If you already know what you need, these are the two main options:
- Microsoft SQL Server 2022 Standard Unlimited Core
- Microsoft SQL Server 2022 Enterprise Unlimited Core
Quick answer: Should you buy SQL Server 2022 Standard or Enterprise?
Buy SQL Server 2022 Standard if:
- You run a small or medium-sized business application
- You need a production SQL database without enterprise-only extras
- You care more about value than maximum scale
- Your workload is transactional, departmental, or moderate in size
- You want to keep licensing costs under control
Buy SQL Server 2022 Enterprise if:
- You run mission-critical systems where downtime is expensive
- You need advanced HA/DR and large-scale performance features
- You rely on heavy virtualization or dense VM licensing
- You need advanced analytics, partitioning, online operations, or top-tier concurrency
- Your environment is expected to scale aggressively
For most buyers, the decision is not about prestige. It is about whether Enterprise features will actually get used. If they will not, Standard usually gives the better ROI.
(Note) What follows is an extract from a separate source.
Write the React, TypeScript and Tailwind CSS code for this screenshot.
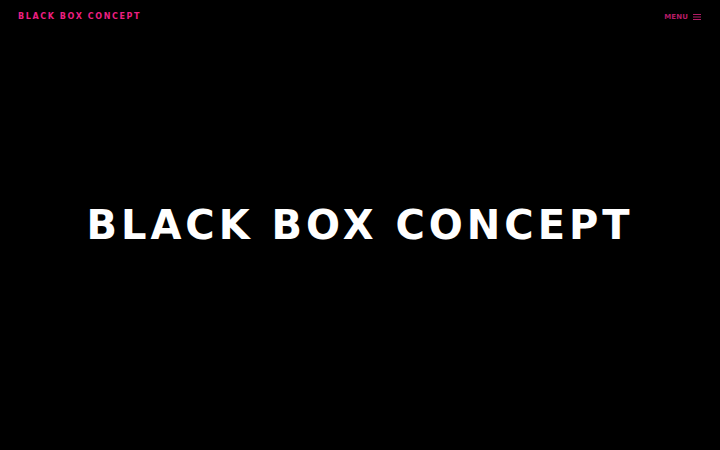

SQL Server 2022 Standard vs Enterprise at a glance
| Area | Standard | Enterprise |
|---|---|---|
| Best for | SMBs, departmental apps, moderate production workloads | Large enterprises, mission-critical systems, advanced scaling |
| Licensing cost | Lower | Higher |
| Compute and memory limits | More limited | Highest platform limits |
| Virtualization rights | Basic | Best option for dense virtualization |
| Availability features | Good baseline | Full enterprise-grade feature set |
| Performance features | Strong for typical workloads | Best for extreme scale and tuning flexibility |
| Typical buyer | Cost-aware business or IT team | Operations with strict uptime and scale requirements |
What SQL Server 2022 Standard is really for
SQL Server 2022 Standard is not a toy edition. It is the edition many businesses should buy first.
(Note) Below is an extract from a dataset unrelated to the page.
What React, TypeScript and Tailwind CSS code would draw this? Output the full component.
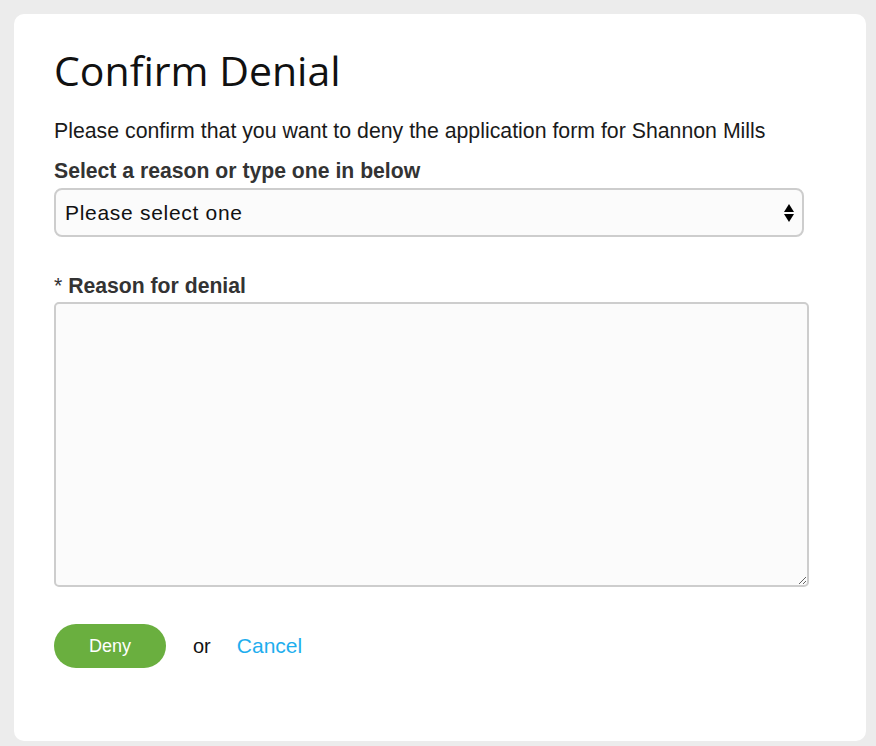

If you run ERP, CRM, reporting databases, ecommerce integrations, accounting systems, internal dashboards, or a line-of-business application with normal to moderate scale, Standard is often enough. It supports core database features, backup and restore, security basics, reporting use cases, and production deployment without forcing you into the cost structure of Enterprise.
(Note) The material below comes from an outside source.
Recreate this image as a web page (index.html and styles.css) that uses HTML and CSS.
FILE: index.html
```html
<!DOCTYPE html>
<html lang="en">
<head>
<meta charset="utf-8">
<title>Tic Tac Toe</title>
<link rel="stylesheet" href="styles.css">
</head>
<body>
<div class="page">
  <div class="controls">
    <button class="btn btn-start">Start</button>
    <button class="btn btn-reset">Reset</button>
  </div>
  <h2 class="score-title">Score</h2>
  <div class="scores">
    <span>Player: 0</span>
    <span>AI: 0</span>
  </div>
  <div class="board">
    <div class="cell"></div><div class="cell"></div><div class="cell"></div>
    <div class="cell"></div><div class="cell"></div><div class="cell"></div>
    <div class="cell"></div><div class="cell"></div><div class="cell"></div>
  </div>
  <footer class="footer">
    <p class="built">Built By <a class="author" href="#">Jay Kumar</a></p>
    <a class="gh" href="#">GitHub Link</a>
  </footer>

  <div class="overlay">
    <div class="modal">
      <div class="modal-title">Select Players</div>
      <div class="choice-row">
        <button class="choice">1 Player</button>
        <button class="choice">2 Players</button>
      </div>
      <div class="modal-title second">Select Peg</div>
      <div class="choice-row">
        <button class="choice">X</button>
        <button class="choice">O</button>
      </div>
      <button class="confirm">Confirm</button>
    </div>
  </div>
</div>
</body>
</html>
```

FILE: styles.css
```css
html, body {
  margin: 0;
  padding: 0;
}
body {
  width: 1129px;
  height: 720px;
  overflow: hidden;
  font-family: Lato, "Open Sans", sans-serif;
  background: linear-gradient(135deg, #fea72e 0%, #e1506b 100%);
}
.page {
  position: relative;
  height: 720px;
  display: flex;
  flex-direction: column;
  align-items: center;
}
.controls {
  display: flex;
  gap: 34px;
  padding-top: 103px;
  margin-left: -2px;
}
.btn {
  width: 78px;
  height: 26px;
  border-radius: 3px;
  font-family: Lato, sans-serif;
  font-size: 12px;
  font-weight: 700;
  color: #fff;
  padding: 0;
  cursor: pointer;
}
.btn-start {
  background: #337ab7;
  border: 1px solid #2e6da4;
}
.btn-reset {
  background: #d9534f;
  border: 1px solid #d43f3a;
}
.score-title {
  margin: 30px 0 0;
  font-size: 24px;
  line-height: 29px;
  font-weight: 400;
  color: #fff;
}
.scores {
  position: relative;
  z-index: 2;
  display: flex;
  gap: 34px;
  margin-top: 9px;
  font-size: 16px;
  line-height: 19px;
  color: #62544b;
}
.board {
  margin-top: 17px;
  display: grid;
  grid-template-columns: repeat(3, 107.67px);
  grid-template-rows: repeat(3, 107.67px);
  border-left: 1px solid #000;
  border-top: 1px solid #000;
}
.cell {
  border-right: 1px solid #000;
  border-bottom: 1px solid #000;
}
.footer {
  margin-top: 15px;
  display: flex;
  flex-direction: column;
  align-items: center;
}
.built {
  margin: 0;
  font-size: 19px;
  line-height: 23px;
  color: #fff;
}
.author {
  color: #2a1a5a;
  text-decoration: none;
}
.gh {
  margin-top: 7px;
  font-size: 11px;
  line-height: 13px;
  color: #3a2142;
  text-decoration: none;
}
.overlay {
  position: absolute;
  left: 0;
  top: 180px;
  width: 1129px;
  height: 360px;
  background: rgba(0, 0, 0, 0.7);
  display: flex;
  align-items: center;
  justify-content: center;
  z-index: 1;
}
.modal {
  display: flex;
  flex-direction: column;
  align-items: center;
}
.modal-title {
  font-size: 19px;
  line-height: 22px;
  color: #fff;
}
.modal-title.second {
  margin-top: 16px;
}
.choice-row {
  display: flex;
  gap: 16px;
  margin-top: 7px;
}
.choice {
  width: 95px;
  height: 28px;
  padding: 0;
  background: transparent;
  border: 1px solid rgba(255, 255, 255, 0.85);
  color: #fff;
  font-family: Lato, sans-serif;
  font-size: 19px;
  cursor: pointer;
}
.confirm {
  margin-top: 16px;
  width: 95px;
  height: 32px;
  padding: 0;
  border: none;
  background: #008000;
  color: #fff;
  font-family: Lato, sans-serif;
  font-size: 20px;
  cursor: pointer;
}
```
That matters because database licensing can get expensive fast. A lot of businesses overspend on Enterprise when their real bottleneck is poor app design, underpowered storage, lack of indexing, or general infrastructure planning. Buying Enterprise does not automatically fix weak architecture.
Standard makes the most sense when:
- Your databases are important but not globally mission-critical
- Your uptime target is strong, but not dependent on the full Enterprise HA stack
- Your user counts are meaningful, but not massive
- You can live within edition-level hardware and feature limits
- You want a legal, one-time SQL Server license with predictable cost
For buyers in that camp, SQL Server 2022 Standard is usually the smarter buy.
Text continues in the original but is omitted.